1001. A+B Format (20)

时间限制

400 ms

内存限制

65536 kB

代码长度限制

16000 B

判题程序

Standard

作者

CHEN, Yue

Calculate a + b and output the sum in standard format -- that is, the digits must be separated into groups of three by commas (unless there are less than four digits).

Input

Each input file contains one test case. Each case contains a pair of integers a and b where -1000000 <= a, b <= 1000000. The numbers are separated by a space.

Output

For each test case, you should output the sum of a and b in one line.

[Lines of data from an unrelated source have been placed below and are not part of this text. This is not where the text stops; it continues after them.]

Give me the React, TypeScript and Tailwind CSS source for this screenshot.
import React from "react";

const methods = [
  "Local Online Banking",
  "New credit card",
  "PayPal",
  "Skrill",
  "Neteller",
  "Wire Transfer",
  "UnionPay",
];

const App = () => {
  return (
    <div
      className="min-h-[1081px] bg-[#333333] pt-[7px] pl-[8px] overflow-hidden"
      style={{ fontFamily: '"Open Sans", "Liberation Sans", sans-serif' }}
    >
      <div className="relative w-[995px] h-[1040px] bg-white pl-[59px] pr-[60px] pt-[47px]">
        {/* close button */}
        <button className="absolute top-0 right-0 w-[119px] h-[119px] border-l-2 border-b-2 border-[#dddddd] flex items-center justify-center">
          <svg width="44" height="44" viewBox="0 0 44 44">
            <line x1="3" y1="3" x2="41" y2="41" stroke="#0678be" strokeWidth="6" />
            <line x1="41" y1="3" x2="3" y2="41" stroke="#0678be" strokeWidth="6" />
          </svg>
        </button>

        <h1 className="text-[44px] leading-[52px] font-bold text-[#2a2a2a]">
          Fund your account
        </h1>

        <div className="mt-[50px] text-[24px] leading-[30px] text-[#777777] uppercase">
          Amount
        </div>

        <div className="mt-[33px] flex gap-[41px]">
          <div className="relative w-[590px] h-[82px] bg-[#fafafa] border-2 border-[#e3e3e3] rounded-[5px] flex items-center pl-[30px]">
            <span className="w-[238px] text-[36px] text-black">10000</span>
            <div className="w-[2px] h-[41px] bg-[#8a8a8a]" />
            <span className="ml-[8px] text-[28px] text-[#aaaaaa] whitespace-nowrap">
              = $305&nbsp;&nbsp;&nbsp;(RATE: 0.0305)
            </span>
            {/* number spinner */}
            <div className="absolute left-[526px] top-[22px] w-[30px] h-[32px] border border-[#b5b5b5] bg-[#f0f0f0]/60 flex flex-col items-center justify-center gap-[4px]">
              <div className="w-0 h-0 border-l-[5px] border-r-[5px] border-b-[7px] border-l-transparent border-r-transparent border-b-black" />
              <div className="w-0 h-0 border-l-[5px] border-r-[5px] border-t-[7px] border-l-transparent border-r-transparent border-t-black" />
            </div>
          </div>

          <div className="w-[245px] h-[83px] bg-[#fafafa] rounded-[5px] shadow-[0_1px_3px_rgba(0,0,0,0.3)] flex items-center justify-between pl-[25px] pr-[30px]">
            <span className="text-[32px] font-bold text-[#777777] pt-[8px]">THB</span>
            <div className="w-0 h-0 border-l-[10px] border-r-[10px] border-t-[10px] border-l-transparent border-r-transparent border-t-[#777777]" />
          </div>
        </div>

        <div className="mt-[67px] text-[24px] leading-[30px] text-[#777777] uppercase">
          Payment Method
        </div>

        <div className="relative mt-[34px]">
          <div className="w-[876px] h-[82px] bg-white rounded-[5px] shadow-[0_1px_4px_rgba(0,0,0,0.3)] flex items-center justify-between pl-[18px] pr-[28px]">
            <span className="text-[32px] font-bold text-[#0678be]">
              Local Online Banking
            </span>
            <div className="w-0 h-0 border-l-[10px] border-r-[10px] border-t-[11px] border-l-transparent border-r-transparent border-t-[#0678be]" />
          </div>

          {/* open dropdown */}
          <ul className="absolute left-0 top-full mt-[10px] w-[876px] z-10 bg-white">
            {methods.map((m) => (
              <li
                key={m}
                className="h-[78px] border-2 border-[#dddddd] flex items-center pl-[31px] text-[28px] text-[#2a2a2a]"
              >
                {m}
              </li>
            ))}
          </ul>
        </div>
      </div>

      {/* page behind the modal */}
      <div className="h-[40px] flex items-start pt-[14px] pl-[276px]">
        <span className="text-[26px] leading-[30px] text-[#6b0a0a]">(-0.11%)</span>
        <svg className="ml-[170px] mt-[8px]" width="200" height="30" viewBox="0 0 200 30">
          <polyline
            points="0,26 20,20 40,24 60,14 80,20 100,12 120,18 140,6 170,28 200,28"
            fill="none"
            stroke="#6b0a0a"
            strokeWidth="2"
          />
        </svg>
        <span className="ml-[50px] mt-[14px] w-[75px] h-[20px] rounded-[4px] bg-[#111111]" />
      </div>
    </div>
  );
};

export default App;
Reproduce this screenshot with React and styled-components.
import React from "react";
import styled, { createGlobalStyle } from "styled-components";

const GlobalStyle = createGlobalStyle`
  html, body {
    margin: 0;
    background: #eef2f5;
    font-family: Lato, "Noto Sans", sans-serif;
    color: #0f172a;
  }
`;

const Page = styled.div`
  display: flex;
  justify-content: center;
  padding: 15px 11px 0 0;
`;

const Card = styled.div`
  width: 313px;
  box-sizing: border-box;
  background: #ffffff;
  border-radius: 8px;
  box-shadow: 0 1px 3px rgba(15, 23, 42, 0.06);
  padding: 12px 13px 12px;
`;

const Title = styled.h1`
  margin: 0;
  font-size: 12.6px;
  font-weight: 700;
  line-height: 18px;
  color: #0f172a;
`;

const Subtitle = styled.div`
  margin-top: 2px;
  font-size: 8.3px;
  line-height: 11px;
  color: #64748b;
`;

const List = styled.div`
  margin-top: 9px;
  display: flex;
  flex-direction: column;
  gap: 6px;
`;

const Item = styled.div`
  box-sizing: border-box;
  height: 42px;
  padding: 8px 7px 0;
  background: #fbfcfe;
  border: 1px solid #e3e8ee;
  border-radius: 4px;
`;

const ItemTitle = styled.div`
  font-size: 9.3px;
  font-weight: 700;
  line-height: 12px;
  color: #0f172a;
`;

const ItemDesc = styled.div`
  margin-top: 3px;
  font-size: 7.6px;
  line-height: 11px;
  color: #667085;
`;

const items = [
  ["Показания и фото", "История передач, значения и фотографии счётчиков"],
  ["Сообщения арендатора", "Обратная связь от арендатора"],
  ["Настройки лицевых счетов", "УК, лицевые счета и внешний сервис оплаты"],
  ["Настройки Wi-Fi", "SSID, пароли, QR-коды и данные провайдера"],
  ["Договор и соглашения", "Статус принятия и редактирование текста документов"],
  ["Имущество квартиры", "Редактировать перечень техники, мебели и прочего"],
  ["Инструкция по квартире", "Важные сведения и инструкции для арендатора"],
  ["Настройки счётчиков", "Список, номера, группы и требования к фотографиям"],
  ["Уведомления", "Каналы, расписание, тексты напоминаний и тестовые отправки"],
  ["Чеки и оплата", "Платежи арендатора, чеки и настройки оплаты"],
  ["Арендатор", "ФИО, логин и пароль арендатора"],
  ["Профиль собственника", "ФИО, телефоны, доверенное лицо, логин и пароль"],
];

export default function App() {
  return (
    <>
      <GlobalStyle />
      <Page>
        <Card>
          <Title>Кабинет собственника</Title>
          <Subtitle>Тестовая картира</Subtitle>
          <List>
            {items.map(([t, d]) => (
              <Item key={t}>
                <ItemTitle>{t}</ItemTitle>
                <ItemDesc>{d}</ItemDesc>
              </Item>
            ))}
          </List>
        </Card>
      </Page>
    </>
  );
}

The sum must be written in the standard format.

Sample Input

-1000000 9

Sample Output

-999,991

#include <iostream>
#include <cstring>
#include <queue>
#include <set>
#include <vector>
#include <cmath>
#include <stack>
#include <string>
#include <queue>
#include <algorithm>
#include <cstdio>
using namespace std;
#define INF 0x3f3f3f3f
int main() {
	int a, b;
	stack<int> sta;
	while (~scanf("%d%d",&a,&b)) {
		int sum = a + b;
		if (sum < 0) {
			putchar('-');
			sum = abs(sum);
		}
		if (sum < 1000) {
			printf("%d\n", sum);
			continue;
		}
		while (sum) {
			int t = sum % 10;
			sum /= 10;
			sta.push(t);
		}
		bool flag = false;
		int s = ((int)sta.size()) % 3;
		for (int i = 0; i < s; ++i) {
			printf("%d", sta.top());
			sta.pop();
			flag = true;
		}
		if (flag) {
			putchar(',');
		}
		while (!sta.empty()) {
			printf("%d", sta.top());
			sta.pop();
			if (((int)sta.size()) % 3 == 0 && !sta.empty()) {
				putchar(',');
			}
		}
		putchar('\n');
	}
	return 0;
}

A+B,标准格式输出，注意绝对值<1000的情况，注意3的倍数位的情况。